> **Written exercise**:
Copy each line of the entries that contains the word "page".
--- Data records ---
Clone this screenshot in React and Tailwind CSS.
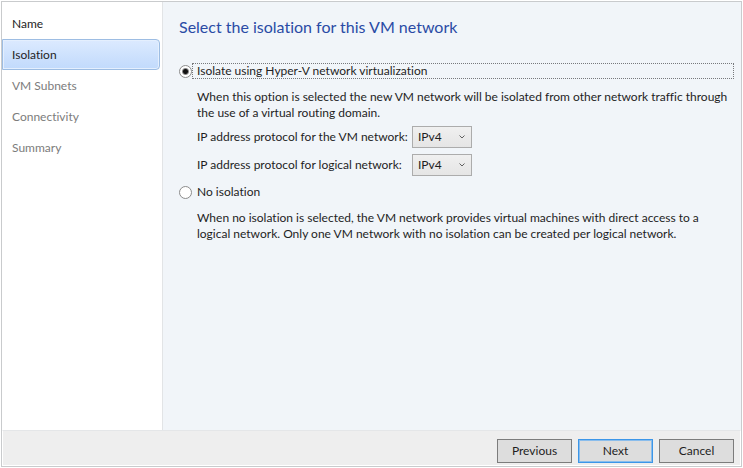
---
--- Data records ---
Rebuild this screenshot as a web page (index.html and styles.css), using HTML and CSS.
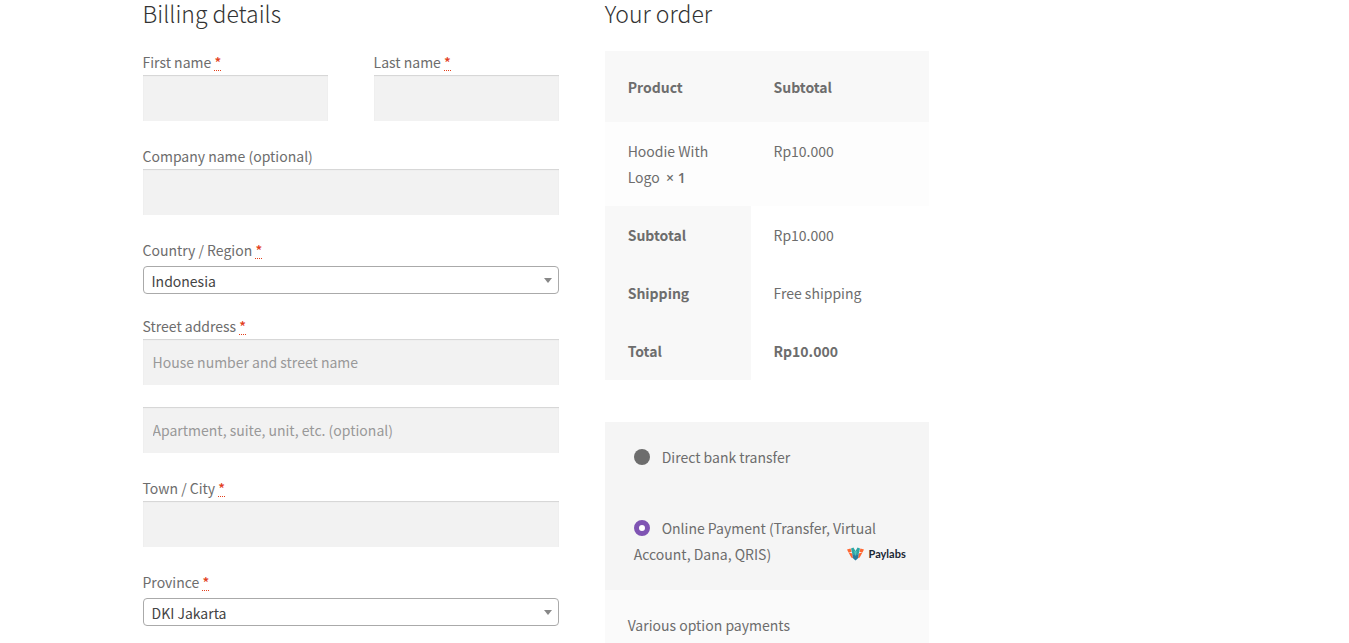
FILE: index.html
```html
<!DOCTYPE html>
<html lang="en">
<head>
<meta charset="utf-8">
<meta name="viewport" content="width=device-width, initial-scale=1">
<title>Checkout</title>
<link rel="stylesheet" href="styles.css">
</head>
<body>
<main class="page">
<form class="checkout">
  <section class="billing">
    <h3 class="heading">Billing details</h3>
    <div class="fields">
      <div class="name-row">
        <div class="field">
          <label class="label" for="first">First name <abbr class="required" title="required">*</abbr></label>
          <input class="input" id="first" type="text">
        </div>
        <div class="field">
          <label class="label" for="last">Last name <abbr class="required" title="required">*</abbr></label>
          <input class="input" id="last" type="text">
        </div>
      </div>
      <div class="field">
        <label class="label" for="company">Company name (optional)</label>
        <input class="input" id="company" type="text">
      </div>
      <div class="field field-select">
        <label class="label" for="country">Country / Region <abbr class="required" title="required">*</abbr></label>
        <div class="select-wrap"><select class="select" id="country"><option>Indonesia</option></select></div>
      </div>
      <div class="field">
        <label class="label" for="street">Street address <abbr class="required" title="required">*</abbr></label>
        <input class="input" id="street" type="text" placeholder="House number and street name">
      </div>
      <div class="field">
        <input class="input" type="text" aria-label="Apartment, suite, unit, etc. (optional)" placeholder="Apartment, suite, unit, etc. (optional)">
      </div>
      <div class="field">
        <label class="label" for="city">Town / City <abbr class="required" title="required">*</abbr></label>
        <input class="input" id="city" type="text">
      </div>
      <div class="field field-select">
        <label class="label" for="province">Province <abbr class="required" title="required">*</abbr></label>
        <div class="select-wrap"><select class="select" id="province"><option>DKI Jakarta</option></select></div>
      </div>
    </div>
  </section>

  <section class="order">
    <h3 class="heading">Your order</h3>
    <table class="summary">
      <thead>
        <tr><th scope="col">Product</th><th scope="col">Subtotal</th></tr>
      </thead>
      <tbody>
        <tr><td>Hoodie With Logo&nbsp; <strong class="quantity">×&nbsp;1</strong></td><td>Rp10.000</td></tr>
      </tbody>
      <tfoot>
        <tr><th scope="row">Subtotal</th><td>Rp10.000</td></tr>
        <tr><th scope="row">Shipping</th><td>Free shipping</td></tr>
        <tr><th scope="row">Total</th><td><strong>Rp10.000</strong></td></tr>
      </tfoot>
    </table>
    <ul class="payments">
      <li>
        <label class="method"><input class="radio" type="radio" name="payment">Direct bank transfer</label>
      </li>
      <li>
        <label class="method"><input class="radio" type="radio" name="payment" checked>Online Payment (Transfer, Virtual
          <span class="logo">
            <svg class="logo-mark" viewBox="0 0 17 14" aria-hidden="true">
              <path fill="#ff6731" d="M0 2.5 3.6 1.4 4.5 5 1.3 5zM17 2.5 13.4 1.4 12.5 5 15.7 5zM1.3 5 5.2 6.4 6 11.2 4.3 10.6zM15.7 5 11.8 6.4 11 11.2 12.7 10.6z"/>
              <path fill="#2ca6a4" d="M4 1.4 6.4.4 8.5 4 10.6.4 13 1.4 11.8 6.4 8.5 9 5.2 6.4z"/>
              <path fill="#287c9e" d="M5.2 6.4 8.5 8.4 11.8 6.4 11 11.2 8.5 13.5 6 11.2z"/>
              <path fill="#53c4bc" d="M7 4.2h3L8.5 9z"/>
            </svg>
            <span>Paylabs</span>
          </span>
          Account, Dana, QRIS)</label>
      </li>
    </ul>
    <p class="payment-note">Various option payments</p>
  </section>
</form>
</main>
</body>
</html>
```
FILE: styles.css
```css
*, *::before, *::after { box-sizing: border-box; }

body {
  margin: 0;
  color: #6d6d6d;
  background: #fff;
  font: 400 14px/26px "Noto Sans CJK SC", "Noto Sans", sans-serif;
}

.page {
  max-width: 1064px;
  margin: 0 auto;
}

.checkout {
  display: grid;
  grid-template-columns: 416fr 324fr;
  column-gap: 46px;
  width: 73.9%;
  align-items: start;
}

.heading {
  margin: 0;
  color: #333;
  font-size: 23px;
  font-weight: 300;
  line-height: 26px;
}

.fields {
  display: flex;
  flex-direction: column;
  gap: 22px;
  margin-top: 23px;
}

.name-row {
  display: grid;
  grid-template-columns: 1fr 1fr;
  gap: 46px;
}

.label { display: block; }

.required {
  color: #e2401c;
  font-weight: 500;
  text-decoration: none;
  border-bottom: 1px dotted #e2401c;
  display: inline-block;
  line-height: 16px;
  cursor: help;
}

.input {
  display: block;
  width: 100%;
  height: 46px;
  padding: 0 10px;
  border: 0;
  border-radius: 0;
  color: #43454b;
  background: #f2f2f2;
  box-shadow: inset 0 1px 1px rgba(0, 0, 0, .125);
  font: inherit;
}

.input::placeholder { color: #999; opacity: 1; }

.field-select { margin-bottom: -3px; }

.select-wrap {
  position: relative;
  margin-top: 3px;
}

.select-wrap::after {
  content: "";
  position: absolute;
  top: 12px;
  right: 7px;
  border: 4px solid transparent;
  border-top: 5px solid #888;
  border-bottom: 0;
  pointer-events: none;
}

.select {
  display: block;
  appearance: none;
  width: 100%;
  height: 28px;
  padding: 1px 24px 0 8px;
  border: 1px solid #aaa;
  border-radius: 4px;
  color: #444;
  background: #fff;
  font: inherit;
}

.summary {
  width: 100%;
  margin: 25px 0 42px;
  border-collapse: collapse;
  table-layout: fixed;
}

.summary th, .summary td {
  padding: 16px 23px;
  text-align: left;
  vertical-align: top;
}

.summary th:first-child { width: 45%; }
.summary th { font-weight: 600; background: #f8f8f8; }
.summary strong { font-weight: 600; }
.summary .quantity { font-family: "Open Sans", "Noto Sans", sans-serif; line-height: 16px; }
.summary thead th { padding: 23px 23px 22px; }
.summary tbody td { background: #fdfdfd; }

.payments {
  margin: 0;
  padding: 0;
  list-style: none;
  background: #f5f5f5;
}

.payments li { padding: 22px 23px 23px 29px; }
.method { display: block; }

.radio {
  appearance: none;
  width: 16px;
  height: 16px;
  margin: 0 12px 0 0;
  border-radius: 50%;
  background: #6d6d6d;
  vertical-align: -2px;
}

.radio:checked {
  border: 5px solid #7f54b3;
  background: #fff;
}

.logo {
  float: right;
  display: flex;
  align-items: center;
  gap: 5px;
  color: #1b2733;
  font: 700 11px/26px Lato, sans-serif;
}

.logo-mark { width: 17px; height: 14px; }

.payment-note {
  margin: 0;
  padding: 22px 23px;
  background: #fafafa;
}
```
---
--- Data records ---
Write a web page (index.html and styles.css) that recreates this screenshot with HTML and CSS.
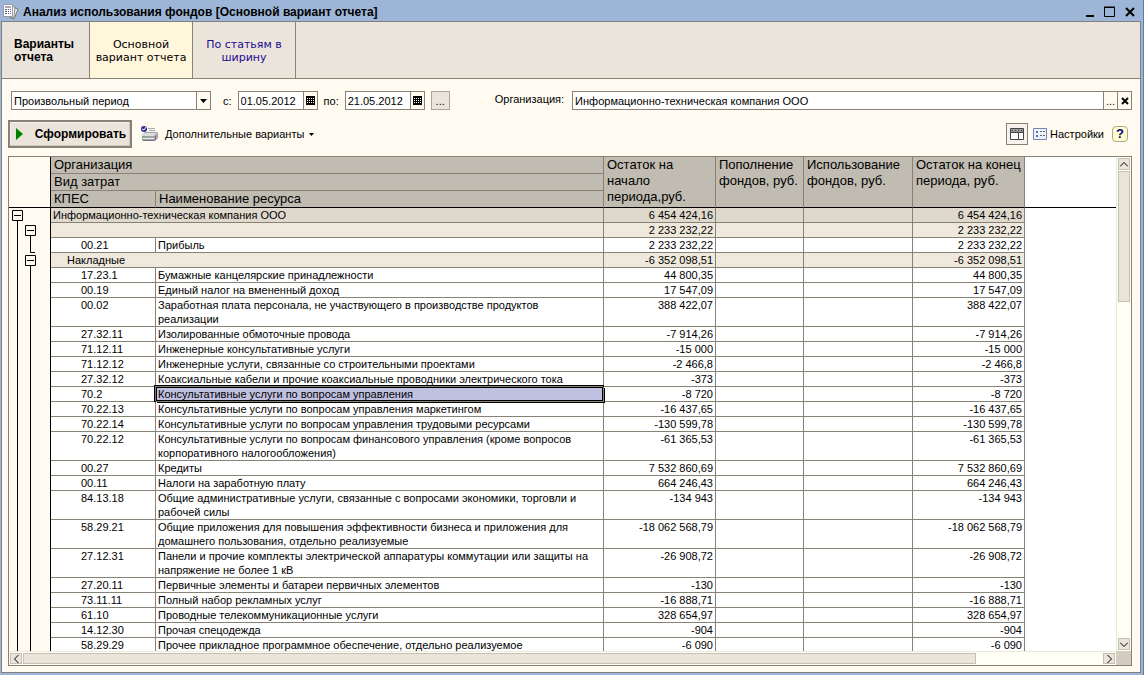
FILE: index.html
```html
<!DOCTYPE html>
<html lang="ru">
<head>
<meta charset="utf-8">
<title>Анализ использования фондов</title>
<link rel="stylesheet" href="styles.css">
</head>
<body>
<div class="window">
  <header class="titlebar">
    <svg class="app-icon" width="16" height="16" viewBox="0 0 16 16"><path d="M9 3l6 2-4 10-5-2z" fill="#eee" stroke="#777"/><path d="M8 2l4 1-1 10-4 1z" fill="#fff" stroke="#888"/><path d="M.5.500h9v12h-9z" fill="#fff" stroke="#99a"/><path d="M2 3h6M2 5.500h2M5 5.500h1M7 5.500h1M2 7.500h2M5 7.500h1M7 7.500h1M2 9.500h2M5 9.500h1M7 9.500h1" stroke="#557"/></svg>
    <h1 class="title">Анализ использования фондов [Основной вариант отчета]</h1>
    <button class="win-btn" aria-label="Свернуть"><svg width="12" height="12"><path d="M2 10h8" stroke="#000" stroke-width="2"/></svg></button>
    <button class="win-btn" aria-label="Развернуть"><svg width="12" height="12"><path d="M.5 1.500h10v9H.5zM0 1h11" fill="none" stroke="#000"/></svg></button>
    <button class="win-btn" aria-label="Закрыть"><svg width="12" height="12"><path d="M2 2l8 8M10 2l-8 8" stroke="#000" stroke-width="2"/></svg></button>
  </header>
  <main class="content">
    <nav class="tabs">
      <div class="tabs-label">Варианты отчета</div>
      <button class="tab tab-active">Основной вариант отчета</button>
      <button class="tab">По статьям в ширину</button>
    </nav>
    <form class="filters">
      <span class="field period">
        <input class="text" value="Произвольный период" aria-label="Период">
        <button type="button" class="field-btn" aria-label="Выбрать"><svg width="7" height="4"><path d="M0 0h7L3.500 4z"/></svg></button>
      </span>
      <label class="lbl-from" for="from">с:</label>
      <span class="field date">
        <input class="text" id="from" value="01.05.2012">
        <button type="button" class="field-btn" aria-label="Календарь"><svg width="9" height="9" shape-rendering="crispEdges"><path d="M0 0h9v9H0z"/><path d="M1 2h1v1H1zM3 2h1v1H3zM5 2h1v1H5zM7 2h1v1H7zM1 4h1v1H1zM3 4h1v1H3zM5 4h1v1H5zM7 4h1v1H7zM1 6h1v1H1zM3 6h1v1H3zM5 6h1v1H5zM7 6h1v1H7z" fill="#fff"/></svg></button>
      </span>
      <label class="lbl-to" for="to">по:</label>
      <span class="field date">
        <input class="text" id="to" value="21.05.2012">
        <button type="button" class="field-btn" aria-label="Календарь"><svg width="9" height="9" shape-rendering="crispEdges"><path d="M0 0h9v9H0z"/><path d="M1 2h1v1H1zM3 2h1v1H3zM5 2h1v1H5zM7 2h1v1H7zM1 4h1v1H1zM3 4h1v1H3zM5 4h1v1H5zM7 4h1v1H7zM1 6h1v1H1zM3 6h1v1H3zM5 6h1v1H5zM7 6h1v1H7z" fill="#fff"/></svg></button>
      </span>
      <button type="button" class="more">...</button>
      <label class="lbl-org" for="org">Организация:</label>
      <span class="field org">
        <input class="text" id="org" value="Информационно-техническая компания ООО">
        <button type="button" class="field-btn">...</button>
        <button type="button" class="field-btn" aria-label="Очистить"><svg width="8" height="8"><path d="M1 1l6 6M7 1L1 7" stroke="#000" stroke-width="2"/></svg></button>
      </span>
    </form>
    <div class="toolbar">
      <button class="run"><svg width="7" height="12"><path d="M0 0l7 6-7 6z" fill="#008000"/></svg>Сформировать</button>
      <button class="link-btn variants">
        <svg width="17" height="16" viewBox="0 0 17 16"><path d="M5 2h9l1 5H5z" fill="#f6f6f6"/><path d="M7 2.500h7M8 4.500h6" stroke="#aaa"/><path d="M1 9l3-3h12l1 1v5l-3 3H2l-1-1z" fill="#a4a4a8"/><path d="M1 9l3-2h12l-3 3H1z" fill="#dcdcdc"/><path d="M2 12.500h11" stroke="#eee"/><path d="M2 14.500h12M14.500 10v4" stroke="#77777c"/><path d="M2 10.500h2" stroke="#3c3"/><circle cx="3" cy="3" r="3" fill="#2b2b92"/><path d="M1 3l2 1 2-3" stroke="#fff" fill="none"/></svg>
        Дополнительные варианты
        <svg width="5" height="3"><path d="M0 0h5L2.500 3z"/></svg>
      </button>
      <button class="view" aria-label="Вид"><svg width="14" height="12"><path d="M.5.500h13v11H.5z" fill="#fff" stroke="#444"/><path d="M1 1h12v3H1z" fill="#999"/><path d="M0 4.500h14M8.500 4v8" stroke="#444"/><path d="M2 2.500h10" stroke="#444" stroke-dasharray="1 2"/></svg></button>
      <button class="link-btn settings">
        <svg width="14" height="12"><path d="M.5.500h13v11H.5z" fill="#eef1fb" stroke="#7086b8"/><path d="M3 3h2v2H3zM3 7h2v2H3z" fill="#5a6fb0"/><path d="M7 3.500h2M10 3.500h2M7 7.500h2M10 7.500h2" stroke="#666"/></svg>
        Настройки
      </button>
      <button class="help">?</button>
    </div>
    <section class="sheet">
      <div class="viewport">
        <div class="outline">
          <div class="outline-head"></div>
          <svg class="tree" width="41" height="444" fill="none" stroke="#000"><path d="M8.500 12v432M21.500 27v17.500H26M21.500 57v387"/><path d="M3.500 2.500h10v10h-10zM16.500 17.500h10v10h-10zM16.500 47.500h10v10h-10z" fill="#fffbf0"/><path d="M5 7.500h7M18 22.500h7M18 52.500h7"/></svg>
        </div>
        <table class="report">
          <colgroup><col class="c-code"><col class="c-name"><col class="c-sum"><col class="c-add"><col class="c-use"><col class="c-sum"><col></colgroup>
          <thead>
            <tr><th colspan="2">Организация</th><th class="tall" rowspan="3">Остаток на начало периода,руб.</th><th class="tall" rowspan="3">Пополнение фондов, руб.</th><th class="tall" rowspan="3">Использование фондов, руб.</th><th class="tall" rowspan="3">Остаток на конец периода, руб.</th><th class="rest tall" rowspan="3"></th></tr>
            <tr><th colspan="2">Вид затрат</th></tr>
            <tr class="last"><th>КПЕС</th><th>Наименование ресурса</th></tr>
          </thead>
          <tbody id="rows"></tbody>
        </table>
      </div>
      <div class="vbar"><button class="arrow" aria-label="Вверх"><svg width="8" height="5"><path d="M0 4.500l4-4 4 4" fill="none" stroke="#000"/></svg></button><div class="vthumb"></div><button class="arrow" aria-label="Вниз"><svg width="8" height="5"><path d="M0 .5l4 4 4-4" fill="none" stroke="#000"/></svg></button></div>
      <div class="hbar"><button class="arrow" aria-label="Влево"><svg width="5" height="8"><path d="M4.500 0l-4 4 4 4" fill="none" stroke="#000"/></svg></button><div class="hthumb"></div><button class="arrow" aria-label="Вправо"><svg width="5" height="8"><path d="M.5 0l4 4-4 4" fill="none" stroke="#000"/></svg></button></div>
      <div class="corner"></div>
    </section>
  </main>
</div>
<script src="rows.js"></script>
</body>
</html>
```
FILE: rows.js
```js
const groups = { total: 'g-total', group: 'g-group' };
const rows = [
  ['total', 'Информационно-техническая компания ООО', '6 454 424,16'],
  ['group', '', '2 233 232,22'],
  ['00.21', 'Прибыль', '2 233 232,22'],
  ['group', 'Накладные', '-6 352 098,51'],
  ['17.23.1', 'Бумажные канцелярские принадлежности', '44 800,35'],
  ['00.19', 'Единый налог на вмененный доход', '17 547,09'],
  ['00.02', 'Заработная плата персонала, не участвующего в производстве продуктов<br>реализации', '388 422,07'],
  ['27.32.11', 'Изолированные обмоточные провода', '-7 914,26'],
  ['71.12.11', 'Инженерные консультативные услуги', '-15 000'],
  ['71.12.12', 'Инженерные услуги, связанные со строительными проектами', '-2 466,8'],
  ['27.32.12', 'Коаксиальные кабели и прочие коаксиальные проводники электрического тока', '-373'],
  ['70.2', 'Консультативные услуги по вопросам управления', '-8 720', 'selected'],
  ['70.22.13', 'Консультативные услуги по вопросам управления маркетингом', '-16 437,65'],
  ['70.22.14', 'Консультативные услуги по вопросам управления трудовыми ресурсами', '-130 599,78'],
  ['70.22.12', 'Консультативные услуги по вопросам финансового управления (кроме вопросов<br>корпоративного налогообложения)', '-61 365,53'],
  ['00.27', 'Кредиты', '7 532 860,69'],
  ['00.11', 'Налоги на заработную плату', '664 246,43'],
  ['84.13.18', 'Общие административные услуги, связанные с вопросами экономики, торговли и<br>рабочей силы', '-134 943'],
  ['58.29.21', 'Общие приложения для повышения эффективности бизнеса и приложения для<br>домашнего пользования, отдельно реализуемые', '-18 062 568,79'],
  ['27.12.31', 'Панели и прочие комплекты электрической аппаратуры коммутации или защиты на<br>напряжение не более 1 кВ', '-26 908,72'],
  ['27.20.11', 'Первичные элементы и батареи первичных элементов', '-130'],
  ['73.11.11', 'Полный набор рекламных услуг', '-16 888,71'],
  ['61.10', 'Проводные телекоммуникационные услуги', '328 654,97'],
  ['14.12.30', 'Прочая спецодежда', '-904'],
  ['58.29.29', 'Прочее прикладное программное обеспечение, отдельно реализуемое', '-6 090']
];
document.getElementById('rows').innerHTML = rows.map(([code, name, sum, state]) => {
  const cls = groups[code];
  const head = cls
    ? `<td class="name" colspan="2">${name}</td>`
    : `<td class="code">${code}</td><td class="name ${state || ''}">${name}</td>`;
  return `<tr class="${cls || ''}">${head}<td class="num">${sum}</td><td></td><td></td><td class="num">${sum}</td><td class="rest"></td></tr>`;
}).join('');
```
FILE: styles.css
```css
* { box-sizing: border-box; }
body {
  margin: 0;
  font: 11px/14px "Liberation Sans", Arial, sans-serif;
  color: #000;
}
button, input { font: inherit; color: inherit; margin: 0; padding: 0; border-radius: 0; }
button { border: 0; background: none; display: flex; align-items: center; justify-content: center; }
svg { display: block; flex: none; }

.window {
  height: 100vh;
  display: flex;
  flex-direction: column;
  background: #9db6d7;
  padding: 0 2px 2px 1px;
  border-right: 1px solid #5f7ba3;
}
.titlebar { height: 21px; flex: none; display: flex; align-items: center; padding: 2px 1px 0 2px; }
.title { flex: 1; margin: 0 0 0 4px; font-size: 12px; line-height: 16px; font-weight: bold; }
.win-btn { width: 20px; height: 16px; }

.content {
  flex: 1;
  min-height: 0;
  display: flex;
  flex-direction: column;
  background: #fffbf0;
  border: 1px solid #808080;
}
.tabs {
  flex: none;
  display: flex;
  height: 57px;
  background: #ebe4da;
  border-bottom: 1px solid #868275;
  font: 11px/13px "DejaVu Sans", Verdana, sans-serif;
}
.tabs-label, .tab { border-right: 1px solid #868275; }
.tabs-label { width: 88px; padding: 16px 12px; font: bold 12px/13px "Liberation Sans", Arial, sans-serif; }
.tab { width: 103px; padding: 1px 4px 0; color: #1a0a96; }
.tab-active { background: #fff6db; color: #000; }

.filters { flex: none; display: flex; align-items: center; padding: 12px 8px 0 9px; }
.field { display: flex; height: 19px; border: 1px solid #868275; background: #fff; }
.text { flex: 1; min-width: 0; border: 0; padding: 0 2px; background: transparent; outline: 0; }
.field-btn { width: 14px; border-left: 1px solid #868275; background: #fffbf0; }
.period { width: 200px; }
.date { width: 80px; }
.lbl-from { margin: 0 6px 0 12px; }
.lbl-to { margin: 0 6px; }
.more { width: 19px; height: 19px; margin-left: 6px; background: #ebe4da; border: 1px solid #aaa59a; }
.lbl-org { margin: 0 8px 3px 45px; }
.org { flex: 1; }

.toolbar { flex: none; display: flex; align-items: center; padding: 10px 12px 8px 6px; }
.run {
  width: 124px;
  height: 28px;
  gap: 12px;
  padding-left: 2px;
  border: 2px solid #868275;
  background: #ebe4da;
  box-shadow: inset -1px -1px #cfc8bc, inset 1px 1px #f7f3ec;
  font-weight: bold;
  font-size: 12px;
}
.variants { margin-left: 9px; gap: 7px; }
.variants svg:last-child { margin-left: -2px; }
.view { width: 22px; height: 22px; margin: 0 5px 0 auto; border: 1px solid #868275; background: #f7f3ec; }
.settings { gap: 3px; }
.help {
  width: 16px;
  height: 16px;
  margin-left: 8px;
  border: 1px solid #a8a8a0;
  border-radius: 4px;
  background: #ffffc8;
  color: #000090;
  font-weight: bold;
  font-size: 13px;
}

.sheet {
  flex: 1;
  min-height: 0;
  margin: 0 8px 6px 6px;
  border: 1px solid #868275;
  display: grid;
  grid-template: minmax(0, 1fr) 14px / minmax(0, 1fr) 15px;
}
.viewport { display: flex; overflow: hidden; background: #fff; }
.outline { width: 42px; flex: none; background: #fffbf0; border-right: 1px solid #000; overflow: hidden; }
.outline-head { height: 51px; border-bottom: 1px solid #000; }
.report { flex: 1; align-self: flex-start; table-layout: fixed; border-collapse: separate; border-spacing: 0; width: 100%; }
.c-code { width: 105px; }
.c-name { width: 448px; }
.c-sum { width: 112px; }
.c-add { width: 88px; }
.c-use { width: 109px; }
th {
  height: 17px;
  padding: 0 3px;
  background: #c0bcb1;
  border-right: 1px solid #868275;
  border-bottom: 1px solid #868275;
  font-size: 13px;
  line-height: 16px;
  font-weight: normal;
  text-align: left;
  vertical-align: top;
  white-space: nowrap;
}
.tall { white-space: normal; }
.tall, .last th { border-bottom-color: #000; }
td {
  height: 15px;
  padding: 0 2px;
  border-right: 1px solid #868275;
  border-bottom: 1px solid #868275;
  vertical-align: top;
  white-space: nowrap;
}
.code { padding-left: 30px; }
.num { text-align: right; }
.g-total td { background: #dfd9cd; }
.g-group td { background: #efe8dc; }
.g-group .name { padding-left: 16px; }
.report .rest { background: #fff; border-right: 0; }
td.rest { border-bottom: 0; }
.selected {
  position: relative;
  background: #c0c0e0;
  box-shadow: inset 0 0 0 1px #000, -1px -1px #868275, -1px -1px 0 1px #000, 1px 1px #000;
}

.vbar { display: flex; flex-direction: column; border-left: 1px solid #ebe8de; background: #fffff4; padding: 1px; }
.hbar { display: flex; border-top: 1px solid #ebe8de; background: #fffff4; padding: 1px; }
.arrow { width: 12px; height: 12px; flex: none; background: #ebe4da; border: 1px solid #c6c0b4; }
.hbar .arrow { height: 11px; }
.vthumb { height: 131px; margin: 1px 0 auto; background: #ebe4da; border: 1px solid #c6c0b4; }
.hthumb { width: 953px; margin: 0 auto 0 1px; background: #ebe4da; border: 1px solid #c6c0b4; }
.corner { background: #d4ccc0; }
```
---
> **Full response**:
Rebuild this screenshot as a web page (index.html and styles.css), using HTML and CSS.
<main class="page">
.page {
Write a web page (index.html and styles.css) that recreates this screenshot with HTML and CSS.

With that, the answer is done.